Measuring transit timing variations provides astronomers with much more than evidence of gravitational interplay between planets: it allows them to accurately estimate the mass of a planet. In most cases transit measurements provide an accurate measurement of a planet’s period and distance from its star. Crucially, from the degree of a star’s dimming during transit scientists can also accurately deduce the size of the planet’s disk. But transit measurements do not usually provide scientists with the all-important figure of the planet’s mass: for that they have to turn to the tried and true radial velocity technique, which is conducted using one of the world’s great ground telescopes.

Click to enlarge > The Kepler 9 planetary system The two Saturn-mass planets orbiting Kepler 9. Both planets transit the stars and cause slight perturbations in each other's orbit. Credit: NASA/Ames/JPL-Caltech

But if, as is the case with Kepler 9, the transiting planets gravitationally interact with each other causing their orbital periods to vary, then it is possible to estimate their mass directly from the transit measurements. “The timing of the transits can be used to measure the mass ratio between the planets and the star” explained article co-author Darin Ragozzine of CfA. Since the mass of the star is known from stellar models, the mass of the planets can be deduced as well. Measured in this way both planets orbiting Kepler 9 proved to be Saturn-mass planets, the inner planet (Kepler 9b) coming in at 0.25 Jupiter masses, and the outer planet (Kepler 9c) measuring 0.17 Jupiter masses. Six radial velocity measurements taken with the giant Keck telescope in Hawaii later confirmed these figures.

Transiting planets like Kepler 9b and Kepler 9c that show timing variations offer scientists a treasure trove of information about their system. The planet’s size and mass allow astronomers to calculate the planet’s density, which is a crucial clue for its composition. A low density planet is almost certainly a gas giant, whereas higher densities suggest the presence of ices and rocks. According to Alycia Weinberger of the Carnegie Institution, this information, along with the planets’ current orbits, can help scientists trace the evolution of the planetary system from its earliest beginning to its present state. Furthermore, orbital timing variations can point to the presence of additional planets in a system, even if these planets do not themselves transit. “Rich systems like this one will be the best laboratories for understanding how planets form, and how planetary systems evolve” said article co-author Tim Brown of the Las Cumbres Observatory Global Network.

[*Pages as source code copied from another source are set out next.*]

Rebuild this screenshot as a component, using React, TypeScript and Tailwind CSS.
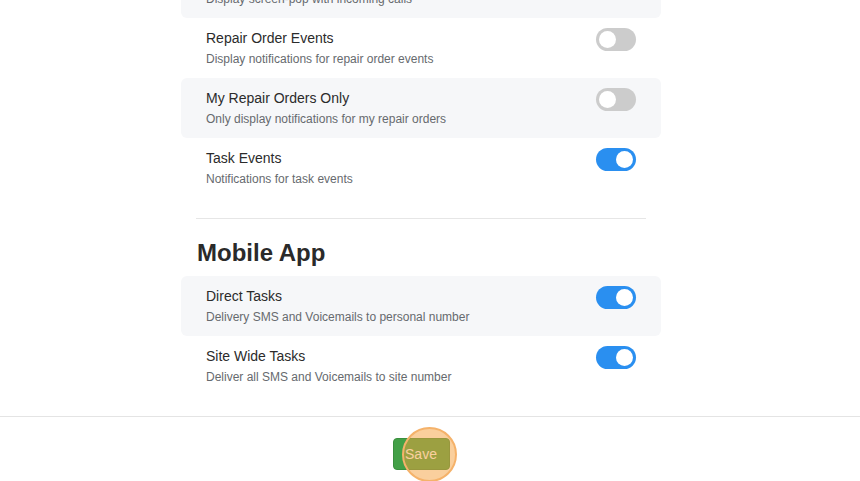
import React from 'react';

type Setting = { title: string; desc: string; on: boolean; shaded: boolean };

const desktop: Setting[] = [
  { title: 'Screen Pop', desc: 'Display screen-pop with incoming calls', on: true, shaded: true },
  { title: 'Repair Order Events', desc: 'Display notifications for repair order events', on: false, shaded: false },
  { title: 'My Repair Orders Only', desc: 'Only display notifications for my repair orders', on: false, shaded: true },
  { title: 'Task Events', desc: 'Notifications for task events', on: true, shaded: false },
];

const mobile: Setting[] = [
  { title: 'Direct Tasks', desc: 'Delivery SMS and Voicemails to personal number', on: true, shaded: true },
  { title: 'Site Wide Tasks', desc: 'Deliver all SMS and Voicemails to site number', on: true, shaded: false },
];

function Toggle({ on }: { on: boolean }) {
  return (
    <div
      className={`mt-[10px] w-[40px] h-[23px] rounded-full flex items-center px-[3px] shrink-0 ${
        on ? 'bg-[#2a8ff0] justify-end' : 'bg-[#cccccc] justify-start'
      }`}
    >
      <div className="w-[17px] h-[17px] rounded-full bg-white" />
    </div>
  );
}

function Row({ s }: { s: Setting }) {
  return (
    <div className={`h-[60px] flex justify-between pl-[25px] pr-[25px] rounded-[6px] ${s.shaded ? 'bg-[#f6f7f9]' : ''}`}>
      <div className="pt-[10px]">
        <div className="text-[14px] leading-[20px] text-[#2b2b2b]">{s.title}</div>
        <div className="text-[12px] leading-[18px] mt-[2px] text-[#666a6e]">{s.desc}</div>
      </div>
      <Toggle on={s.on} />
    </div>
  );
}

export default function App() {
  return (
    <div className="w-[860px] h-[481px] overflow-hidden bg-white" style={{ fontFamily: '"Liberation Sans", Arial, sans-serif' }}>
      <div className="w-[842px]">
        <div className="mx-auto w-[480px] -mt-[42px]">
          {desktop.map((s) => (
            <Row key={s.title} s={s} />
          ))}
          <div className="mt-[20px] mx-[15px] border-t border-[#e6e6e6]" />
          <h2 className="mt-[19px] mb-[8px] pl-[16px] text-[24px] leading-[30px] font-bold text-[#2a2a2a]">Mobile App</h2>
          {mobile.map((s) => (
            <Row key={s.title} s={s} />
          ))}
        </div>
      </div>
      <div className="mt-[20px] border-t border-[#e4e4e4]">
        <div className="w-[842px] flex justify-center pt-[21px]">
          <div className="relative">
            <button className="w-[57px] h-[32px] rounded-[4px] bg-[#43a047] border border-[#3a8f3e] text-white text-[14px]">
              Save
            </button>
            <div className="absolute left-[9px] top-[-11px] w-[55px] h-[55px] rounded-full bg-[#f5a03c]/50 border-2 border-[#f5b26a]" />
          </div>
        </div>
      </div>
    </div>
  );
}
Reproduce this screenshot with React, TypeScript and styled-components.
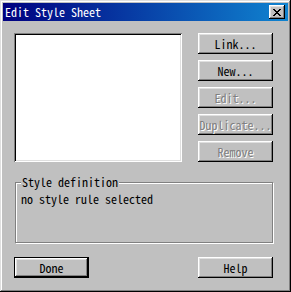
import React from "react";
import styled, { createGlobalStyle } from "styled-components";

const FONT = `"Noto Sans Mono CJK SC", "Liberation Mono", monospace`;

const Global = createGlobalStyle`
  html, body { margin: 0; padding: 0; background: #c0c0c0; }
  * { box-sizing: border-box; }
`;

const Window = styled.div`
  width: 291px;
  height: 292px;
  padding: 3px;
  background: #c0c0c0;
  box-shadow: inset -1px -1px #000, inset 1px 1px #dfdfdf,
    inset -2px -2px #808080, inset 2px 2px #fff;
  display: flex;
  flex-direction: column;
  font-family: ${FONT};
  font-size: 12px;
  font-weight: 400;
  color: #000;
`;

const TitleBar = styled.div`
  height: 18px;
  background: linear-gradient(90deg, #000080, #1084d0);
  display: flex;
  align-items: center;
  justify-content: space-between;
  padding: 0 3px 0 2px;
  color: #fff;
`;

const Title = styled.span`
  line-height: 14px;
  white-space: pre;
`;

const CloseButton = styled.button`
  width: 16px;
  height: 14px;
  padding: 0;
  border: 0;
  background: #c0c0c0;
  box-shadow: inset -1px -1px #000, inset 1px 1px #fff,
    inset -2px -2px #808080, inset 2px 2px #dfdfdf;
  display: flex;
  align-items: center;
  justify-content: center;
`;

const Body = styled.div`
  flex: 1;
  padding: 12px 15px 0 11px;
  display: flex;
  flex-direction: column;
`;

const TopRow = styled.div`
  display: flex;
  gap: 16px;
`;

const ListBox = styled.div`
  width: 168px;
  height: 129px;
  background: #fff;
  box-shadow: inset 1px 1px #808080, inset -1px -1px #fff,
    inset 2px 2px #000, inset -2px -2px #dfdfdf;
`;

const ButtonColumn = styled.div`
  display: flex;
  flex-direction: column;
  gap: 6px;
`;

const Button = styled.button<{ $default?: boolean }>`
  width: 75px;
  height: 21px;
  padding: 0;
  margin: 0;
  background: #c0c0c0;
  font-family: ${FONT};
  font-size: 12px;
  font-weight: 400;
  line-height: 12px;
  color: #000;
  white-space: nowrap;
  overflow: hidden;
  display: flex;
  align-items: center;
  justify-content: center;
  border: ${(p) => (p.$default ? "1px solid #000" : "0")};
  box-shadow: inset -1px -1px #000, inset 1px 1px #fff,
    inset -2px -2px #808080, inset 2px 2px #dfdfdf;
  &:disabled {
    color: #808080;
    text-shadow: 1px 1px 0 #fff;
  }
`;

const GroupBox = styled.div`
  position: relative;
  margin: 20px 0 0 1px;
  width: 258px;
  height: 61px;
  border: 1px solid #808080;
  box-shadow: inset 1px 1px #fff, 1px 1px #fff;
  padding: 10px 0 0 5px;
  line-height: 12px;
`;

const Legend = styled.span`
  position: absolute;
  top: -7px;
  left: 5px;
  padding: 0 1px;
  background: #c0c0c0;
  line-height: 12px;
`;

const BottomRow = styled.div`
  margin-top: 14px;
  display: flex;
  justify-content: space-between;
  width: 259px;
`;

const CloseGlyph = () => (
  <svg width="8" height="7" viewBox="0 0 8 7" shapeRendering="crispEdges">
    <path
      fill="#000"
      d="M0 0h2v1H0zM6 0h2v1H6zM1 1h2v1H1zM5 1h2v1H5zM2 2h4v1H2zM3 3h2v1H3zM2 4h4v1H2zM1 5h2v1H1zM5 5h2v1H5zM0 6h2v1H0zM6 6h2v1H6z"
    />
  </svg>
);

export default function App() {
  return (
    <>
      <Global />
      <Window>
        <TitleBar>
          <Title>Edit Style Sheet</Title>
          <CloseButton aria-label="Close">
            <CloseGlyph />
          </CloseButton>
        </TitleBar>
        <Body>
          <TopRow>
            <ListBox />
            <ButtonColumn>
              <Button>Link...</Button>
              <Button>New...</Button>
              <Button disabled>Edit...</Button>
              <Button disabled>Duplicate...</Button>
              <Button disabled>Remove</Button>
            </ButtonColumn>
          </TopRow>
          <GroupBox>
            <Legend>Style definition</Legend>
            no style rule selected
          </GroupBox>
          <BottomRow>
            <Button $default>Done</Button>
            <Button>Help</Button>
          </BottomRow>
        </Body>
      </Window>
    </>
  );
}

Click to enlarge > Light graph for the Kepler 9 system The light curves for the planets orbiting the Sun-like star Kepler 9, as captured by the spacecraft Kepler. The "transit dip" for the Super-Earth candidate does not register because it is less than the thickness of the line, but it can be captured by Kepler's instruments. Credit: NASA/Kepler/Darin Ragozzine

If all this was not enough, the Science Express article offers one more tantalizing clue: hidden deep in the data for Kepler 9 is evidence of one more transiting planet, orbiting very close to its star and completing each revolution in a mere 1.6 days. The truly remarkable thing about this planetary candidate is its mass – only 1.5 times that of the Earth, making it the lowest mass exoplanet ever detected. If confirmed, this planet will bring Kepler ever closer to its goal of finding Earth-like planets deep in the vastness of space.

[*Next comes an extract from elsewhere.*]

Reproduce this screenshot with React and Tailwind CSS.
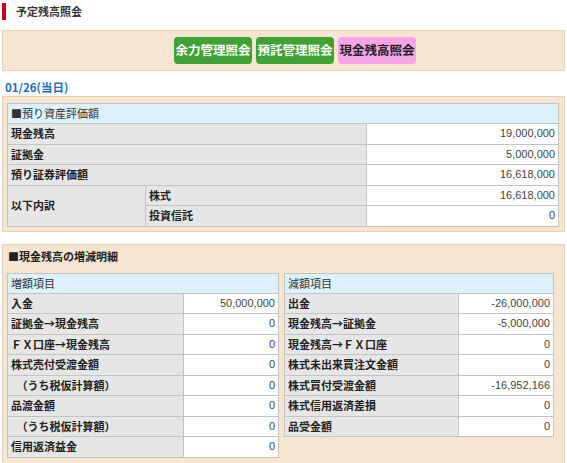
const assets = [
  { label: "現金残高", value: "19,000,000" },
  { label: "証拠金", value: "5,000,000" },
  { label: "預り証券評価額", value: "16,618,000" },
];

const increases = [
  { label: "入金", value: "50,000,000" },
  { label: "証拠金→現金残高", value: "0" },
  { label: "ＦＸ口座→現金残高", value: "0" },
  { label: "株式売付受渡金額", value: "0" },
  { label: "　（うち税仮計算額）", value: "0" },
  { label: "品渡金額", value: "0" },
  { label: "　（うち税仮計算額）", value: "0" },
  { label: "信用返済益金", value: "0" },
];

const decreases = [
  { label: "出金", value: "-26,000,000" },
  { label: "現金残高→証拠金", value: "-5,000,000" },
  { label: "現金残高→ＦＸ口座", value: "0" },
  { label: "株式未出来買注文金額", value: "0" },
  { label: "株式買付受渡金額", value: "-16,952,166" },
  { label: "株式信用返済差損", value: "0" },
  { label: "品受金額", value: "0" },
];

const num = "font-['Liberation_Sans',sans-serif] text-[#444] text-right pr-[3px] bg-white border border-[#c4c4c4]";
const lab = "font-bold text-[#222] pl-[3px] bg-[#e6e6e6] border border-[#c4c4c4]";
const head = "text-left font-normal text-[#333] pl-[3px] bg-[#ddf1fd] border border-[#c4c4c4]";

function Tab({ title, rows, labelW, valueW }) {
  return (
    <table className="border-collapse table-fixed">
      <colgroup>
        <col className={labelW} />
        <col className={valueW} />
      </colgroup>
      <thead>
        <tr className="h-[20px]">
          <th colSpan={2} className={head}>{title}</th>
        </tr>
      </thead>
      <tbody>
        {rows.map((r, i) => (
          <tr key={i} className="h-[20.5px]">
            <td className={`${lab} whitespace-pre`}>{r.label}</td>
            <td className={num}>{r.value}</td>
          </tr>
        ))}
      </tbody>
    </table>
  );
}

export default function App() {
  return (
    <div className="w-[567px] h-[463px] overflow-hidden bg-white text-[11px] leading-none font-['Noto_Sans_CJK_JP','Noto_Sans',sans-serif]">
      <div className="flex items-center h-[23px]">
        <div className="ml-[2px] w-[4px] h-[17px] bg-[#c8001e]" />
        <span className="ml-[10px] font-bold text-[#333]">予定残高照会</span>
      </div>

      <div className="mt-[7px] mx-[2px] h-[41px] border border-[#ead2b1] bg-[#f6e6d1] flex items-center pl-[171px] gap-[4px]">
        <button className="w-[78px] h-[27px] rounded-[4px] bg-[#3fa333] text-white text-[12.5px] font-bold">余力管理照会</button>
        <button className="w-[78px] h-[27px] rounded-[4px] bg-[#3fa333] text-white text-[12.5px] font-bold">預託管理照会</button>
        <button className="w-[78px] h-[27px] rounded-[4px] bg-[#f6a6e6] text-[#222] text-[12.5px] font-bold">現金残高照会</button>
      </div>

      <div className="h-[25px] flex items-center pl-[5px] pt-[8px] font-bold text-[#1e6cc6] text-[11.5px]">01/26(当日)</div>

      <div className="mx-[2px] border border-[#ead2b1] bg-[#f6e6d1] px-[4px] pt-[6px] pb-[4px]">
        <table className="border-collapse table-fixed">
          <colgroup>
            <col className="w-[138px]" />
            <col className="w-[221px]" />
            <col className="w-[192px]" />
          </colgroup>
          <thead>
            <tr className="h-[20px]">
              <th colSpan={3} className={head}>■預り資産評価額</th>
            </tr>
          </thead>
          <tbody>
            {assets.map((r) => (
              <tr key={r.label} className="h-[20.5px]">
                <td colSpan={2} className={lab}>{r.label}</td>
                <td className={num}>{r.value}</td>
              </tr>
            ))}
            <tr className="h-[20.5px]">
              <td rowSpan={2} className={lab}>以下内訳</td>
              <td className={lab}>株式</td>
              <td className={num}>16,618,000</td>
            </tr>
            <tr className="h-[20.5px]">
              <td className={lab}>投資信託</td>
              <td className={num}>0</td>
            </tr>
          </tbody>
        </table>
      </div>

      <div className="mt-[12px] mx-[2px] h-[240px] border border-[#ead2b1] bg-[#f6e6d1] px-[4px]">
        <div className="h-[22px] flex items-center pl-[1px] pt-[2px] font-bold text-[#222]">■現金残高の増減明細</div>
        <div className="mt-[6px] flex items-start gap-[5px]">
          <Tab title="増額項目" rows={increases} labelW="w-[176px]" valueW="w-[95px]" />
          <Tab title="減額項目" rows={decreases} labelW="w-[174px]" valueW="w-[95px]" />
        </div>
      </div>
    </div>
  );
}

While the Kepler team was unveiling a distant planetary system through transit measurements, a European group using radial velocity measurements announced the discovery of possibly the largest known planetary system orbiting a distant star. Using the HARPS spectrometer at the 3.6 meter telescope in La Silla, Chile, the team detected no less than 5 planets orbiting the star HD 10180, at a distance of 127 light-years from Earth.

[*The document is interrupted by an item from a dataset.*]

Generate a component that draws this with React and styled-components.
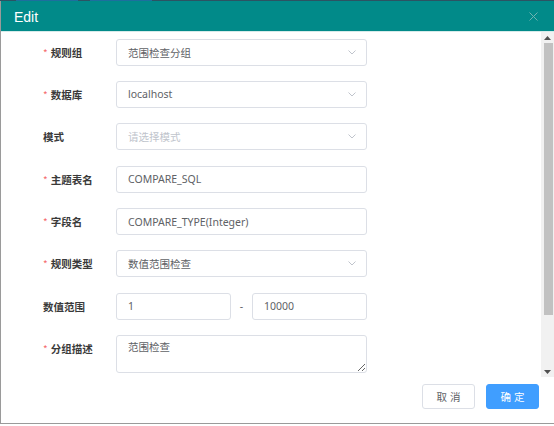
import React from "react";
import styled, { createGlobalStyle } from "styled-components";

const GlobalStyle = createGlobalStyle`
  html, body { margin: 0; padding: 0; background: #ffffff; }
  body { font-family: "Noto Sans", "Noto Sans CJK SC", sans-serif; }
  * { box-sizing: border-box; }
`;

const Backdrop = styled.div`
  display: flex;
  height: 1px;
  background: #2c5363;
`;

const BackdropTab = styled.span`
  width: ${(p) => p.$w}px;
  margin-left: ${(p) => p.$ml}px;
  background: #1d6f9e;
`;

const Dialog = styled.div`
  width: 554px;
  height: 423px;
  display: flex;
  flex-direction: column;
  border-left: 1px solid #9a9a9a;
  border-bottom: 1px solid #9a9a9a;
  background: #ffffff;
`;

const Header = styled.div`
  height: 31px;
  flex: none;
  display: flex;
  align-items: center;
  justify-content: space-between;
  padding: 0 16px 0 13px;
  background: #018a89;
  border-bottom: 1px solid #d6ebea;
`;

const Title = styled.span`
  font-family: "Liberation Sans", Arial, sans-serif;
  font-size: 14px;
  color: #ffffff;
  line-height: 1;
  padding-top: 1px;
`;

const Body = styled.div`
  flex: none;
  height: 345px;
  display: flex;
`;

const Form = styled.div`
  flex: 1;
  padding: 6.5px 0 0 42px;
  display: flex;
  flex-direction: column;
  gap: 15.4px;
  overflow: hidden;
`;

const Row = styled.div`
  display: flex;
  align-items: ${(p) => (p.$top ? "flex-start" : "center")};
`;

const Label = styled.div`
  width: 73px;
  height: 27px;
  display: flex;
  align-items: center;
  font-size: 10.5px;
  font-weight: 700;
  color: #3a3a3a;
  font-family: "Noto Sans CJK SC", sans-serif;
`;

const Star = styled.span`
  color: #f56c6c;
  font-size: 10px;
  font-weight: 400;
  margin-right: 3px;
`;

const Box = styled.div`
  width: ${(p) => p.$w || 251}px;
  height: ${(p) => p.$h || 27}px;
  border: 1px solid #dcdfe6;
  border-radius: 3px;
  display: flex;
  align-items: center;
  justify-content: space-between;
  padding: 0 10px 0 11px;
  font-size: 10.5px;
  color: ${(p) => (p.$placeholder ? "#c0c4cc" : "#606266")};
  background: #ffffff;
`;

const Area = styled.textarea`
  width: 251px;
  height: 38px;
  border: 1px solid #dcdfe6;
  border-radius: 3px;
  padding: 3px 11px;
  font-family: "Noto Sans", "Noto Sans CJK SC", sans-serif;
  font-size: 10.5px;
  color: #606266;
  resize: vertical;
  outline: none;
  margin: 0;
`;

const Dash = styled.span`
  width: 21px;
  text-align: center;
  font-size: 10.5px;
  color: #606266;
`;

const Scrollbar = styled.div`
  width: 13px;
  flex: none;
  display: flex;
  flex-direction: column;
  align-items: center;
  background: #f1f1f1;
`;

const ArrowBtn = styled.div`
  height: 11px;
  width: 100%;
  flex: none;
  display: flex;
  align-items: center;
  justify-content: center;
`;

const Thumb = styled.div`
  width: 9px;
  height: 272px;
  background: #c1c1c1;
  margin-left: 1px;
`;

const Spacer = styled.div`
  flex: 1;
`;

const Footer = styled.div`
  flex: 1;
  display: flex;
  justify-content: flex-end;
  align-items: flex-start;
  gap: 11px;
  padding: 7px 15px 0 0;
`;

const Button = styled.button`
  width: 53px;
  height: 25px;
  border-radius: 3px;
  border: 1px solid ${(p) => (p.$primary ? "#409eff" : "#dcdfe6")};
  background: ${(p) => (p.$primary ? "#409eff" : "#ffffff")};
  color: ${(p) => (p.$primary ? "#ffffff" : "#606266")};
  font-family: "Noto Sans CJK SC", sans-serif;
  font-size: 10.5px;
  letter-spacing: 3px;
  padding: 0 0 0 3px;
  margin: 0;
`;

const Chevron = () => (
  <svg width="8" height="5" viewBox="0 0 8 5">
    <polyline points="0.5,0.5 4,4 7.5,0.5" fill="none" stroke="#c0c4cc" strokeWidth="1" />
  </svg>
);

const Close = () => (
  <svg width="9" height="9" viewBox="0 0 9 9">
    <path d="M0.5 0.5 L8.5 8.5 M8.5 0.5 L0.5 8.5" stroke="#6fb2b1" strokeWidth="1" />
  </svg>
);

const Tri = ({ up }) => (
  <svg width="7" height="4" viewBox="0 0 7 4">
    <polygon points={up ? "0,4 7,4 3.5,0" : "0,0 7,0 3.5,4"} fill="#505050" />
  </svg>
);

const Field = ({ label, required, children, top }) => (
  <Row $top={top}>
    <Label>
      {required && <Star>*</Star>}
      {label}
    </Label>
    {children}
  </Row>
);

export default function App() {
  return (
    <>
      <GlobalStyle />
      <Backdrop>
        <BackdropTab $ml={16} $w={62} />
        <BackdropTab $ml={12} $w={62} />
      </Backdrop>
      <Dialog>
        <Header>
          <Title>Edit</Title>
          <Close />
        </Header>
        <Body>
          <Form>
            <Field label="规则组" required>
              <Box>
                范围检查分组
                <Chevron />
              </Box>
            </Field>
            <Field label="数据库" required>
              <Box>
                localhost
                <Chevron />
              </Box>
            </Field>
            <Field label="模式">
              <Box $placeholder>
                请选择模式
                <Chevron />
              </Box>
            </Field>
            <Field label="主题表名" required>
              <Box>COMPARE_SQL</Box>
            </Field>
            <Field label="字段名" required>
              <Box>COMPARE_TYPE(Integer)</Box>
            </Field>
            <Field label="规则类型" required>
              <Box>
                数值范围检查
                <Chevron />
              </Box>
            </Field>
            <Field label="数值范围">
              <Box $w={115}>1</Box>
              <Dash>-</Dash>
              <Box $w={115}>10000</Box>
            </Field>
            <Field label="分组描述" required top>
              <Area readOnly defaultValue="范围检查" />
            </Field>
          </Form>
          <Scrollbar>
            <ArrowBtn>
              <Tri up />
            </ArrowBtn>
            <Thumb />
            <Spacer />
            <ArrowBtn>
              <Tri />
            </ArrowBtn>
          </Scrollbar>
        </Body>
        <Footer>
          <Button>取消</Button>
          <Button $primary>确定</Button>
        </Footer>
      </Dialog>
    </>
  );
}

This in itself equals the number of planets orbiting 55 Cancri, the most planet rich system known to day, but the scientists believe there is more: “We also have good reasons to believe that two other planets are present” said team leader Christoph Lovis of the Geneva Observatory. If these are confirmed, the 7-planet system around HD 10181 will be nearly as large and complex as our own 8-planet solar system. “This remarkable discovery” said Lovis, “highlights the fact that we are now entering a new era in exoplanet research: the study of complex planetary systems and not just of individual planets.”

Click to enlarge > The 3.6 meter telescope dome at La Silla Observatory in Chile Credit: European Southern Observatory

The 5 confirmed planets have a mass roughly that of Neptune, between 13 and 25 Earth masses. Their orbits periods range from 6 to 600 days, and their distance from their star ranges from a tiny fraction of the Earth-Sun distance to roughly one and a half times that distance. As in our solar system, the planets’ orbits are roughly circular, but in other respects the new system is quite different: It has many more large planets closer in to the star, and it appears to lack a true giant like Jupiter.

But much like the Kepler discovery, it is the unconfirmed detections that might be most intriguing. One of these, explained Lovis, is a suspected Saturn-mass planet with an orbital period of 2200 days. “The other would be the least massive exoplanet ever discovered, with a mass of about 1.4 times that of Earth. It is very close to its host star, at just 2 percent of the earth-Sun distance. One “year” on this planet would last only 1.18 Earth-days.”

With the aid of spacecraft orbiting the Sun, and large telescopes in the heights of the Andes, scientists are unveiling entire planetary systems hundreds and thousands of light-years away. Along with giant “Saturns” and massive “Neptunes,” these systems are also made up, it seems, of small rocky planets, hardly larger than our own. Can the detection of a true “Earth” in the depths of space be far behind?